• [EXERCISE PROMPT] Look through the data below. Pick out the lines holding the string "index".

• [SUPPLIED INFORMATION]
· · ·

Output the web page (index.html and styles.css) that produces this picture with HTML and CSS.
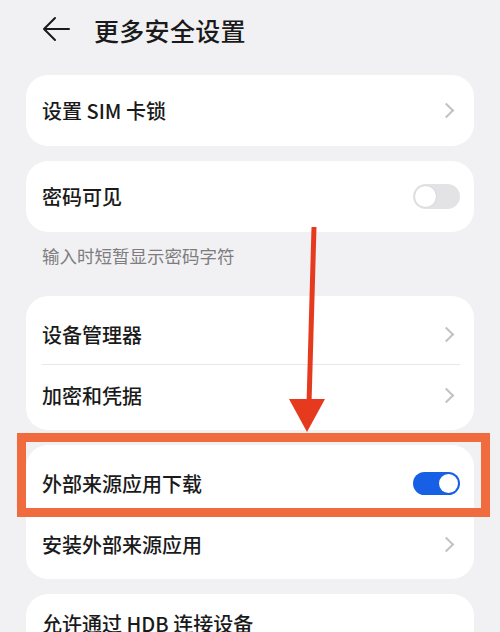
FILE: index.html
```html
<!DOCTYPE html>
<html lang="zh-CN">
<head>
<meta charset="utf-8">
<title>更多安全设置</title>
<link rel="stylesheet" href="styles.css">
</head>
<body>
<div class="page">
  <header class="header">
    <svg class="back" width="28" height="26" viewBox="0 0 28 26">
      <path d="M13 2 L2 13 L13 24 M2 13 H27" fill="none" stroke="#1a1a1a" stroke-width="2" stroke-linecap="round" stroke-linejoin="round"/>
    </svg>
    <h1 class="title">更多安全设置</h1>
  </header>

  <section class="card">
    <div class="row"><span class="label">设置 SIM 卡锁</span><span class="chev"></span></div>
  </section>

  <section class="card card-gap">
    <div class="row"><span class="label">密码可见</span><span class="toggle"></span></div>
  </section>
  <p class="hint">输入时短暂显示密码字符</p>

  <section class="card card-multi">
    <div class="row row-tall"><span class="label">设备管理器</span><span class="chev"></span></div>
    <div class="row row-tall row-last"><span class="label">加密和凭据</span><span class="chev"></span></div>
  </section>

  <section class="card card-multi card-gap">
    <div class="row row-tall"><span class="label">外部来源应用下载</span><span class="toggle on"></span></div>
    <div class="row row-tall row-last"><span class="label">安装外部来源应用</span><span class="chev"></span></div>
  </section>

  <section class="card card-gap">
    <div class="row row-short"><span class="label">允许通过 HDB 连接设备</span></div>
  </section>
</div>

<svg class="annot" width="500" height="632" viewBox="0 0 500 632">
  <rect x="21.5" y="437.5" width="464" height="75" fill="none" stroke="#f06b3e" stroke-width="9"/>
  <line x1="314" y1="227" x2="309" y2="404" stroke="#e63a1f" stroke-width="5"/>
  <polygon points="289,399 325,399 307,432" fill="#e63a1f"/>
</svg>
</body>
</html>
```

FILE: styles.css
```css
html, body {
  margin: 0;
  padding: 0;
}
body {
  background: #f1f1f3;
  font-family: "Noto Sans CJK SC", "Noto Sans", sans-serif;
  color: #1a1a1a;
  width: 500px;
  height: 632px;
  overflow: hidden;
  position: relative;
}
.page {
  padding: 0 26px;
}
.header {
  height: 60px;
  display: flex;
  align-items: center;
  gap: 24px;
  padding-left: 16px;
  margin-bottom: 15px;
}
.back {
  flex: none;
  margin-top: -2px;
}
.title {
  margin: 0;
  font-size: 25px;
  font-weight: 500;
  letter-spacing: 0.3px;
}
.card {
  background: #ffffff;
  border-radius: 22px;
  padding: 0 14px 0 16px;
}
.card-multi {
  padding-top: 8px;
  padding-bottom: 5px;
}
.card-gap {
  margin-top: 15px;
}
.row {
  height: 71px;
  display: flex;
  align-items: center;
  justify-content: space-between;
}
.row-tall {
  height: 60px;
  border-bottom: 1px solid #e8e8ea;
}
.row-last {
  border-bottom: none;
}
.row-short {
  height: 58px;
}
.label {
  font-size: 20px;
  font-weight: 500;
}
.chev {
  width: 9px;
  height: 9px;
  border-top: 2px solid #c2c2c4;
  border-right: 2px solid #c2c2c4;
  transform: rotate(45deg);
  margin-right: 8px;
}
.toggle {
  width: 47px;
  height: 25px;
  border-radius: 13px;
  background: #e3e3e5;
  position: relative;
  flex: none;
}
.toggle::after {
  content: "";
  position: absolute;
  left: 2px;
  top: 2px;
  width: 21px;
  height: 21px;
  border-radius: 50%;
  background: #ffffff;
  box-shadow: 0 0 2px rgba(0,0,0,0.12);
}
.toggle.on {
  background: #1760e6;
  height: 23px;
}
.toggle.on::after {
  left: auto;
  right: 2px;
  top: 2px;
  width: 19px;
  height: 19px;
  box-shadow: none;
}
.hint {
  margin: 0;
  padding: 11px 16px 28px;
  font-size: 17.5px;
  line-height: 25px;
  color: #7d7d80;
}
.annot {
  position: absolute;
  left: 0;
  top: 0;
  pointer-events: none;
}
```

· · ·

• [SOLVED PROBLEM]
Output the web page (index.html and styles.css) that produces this picture with HTML and CSS.
FILE: index.html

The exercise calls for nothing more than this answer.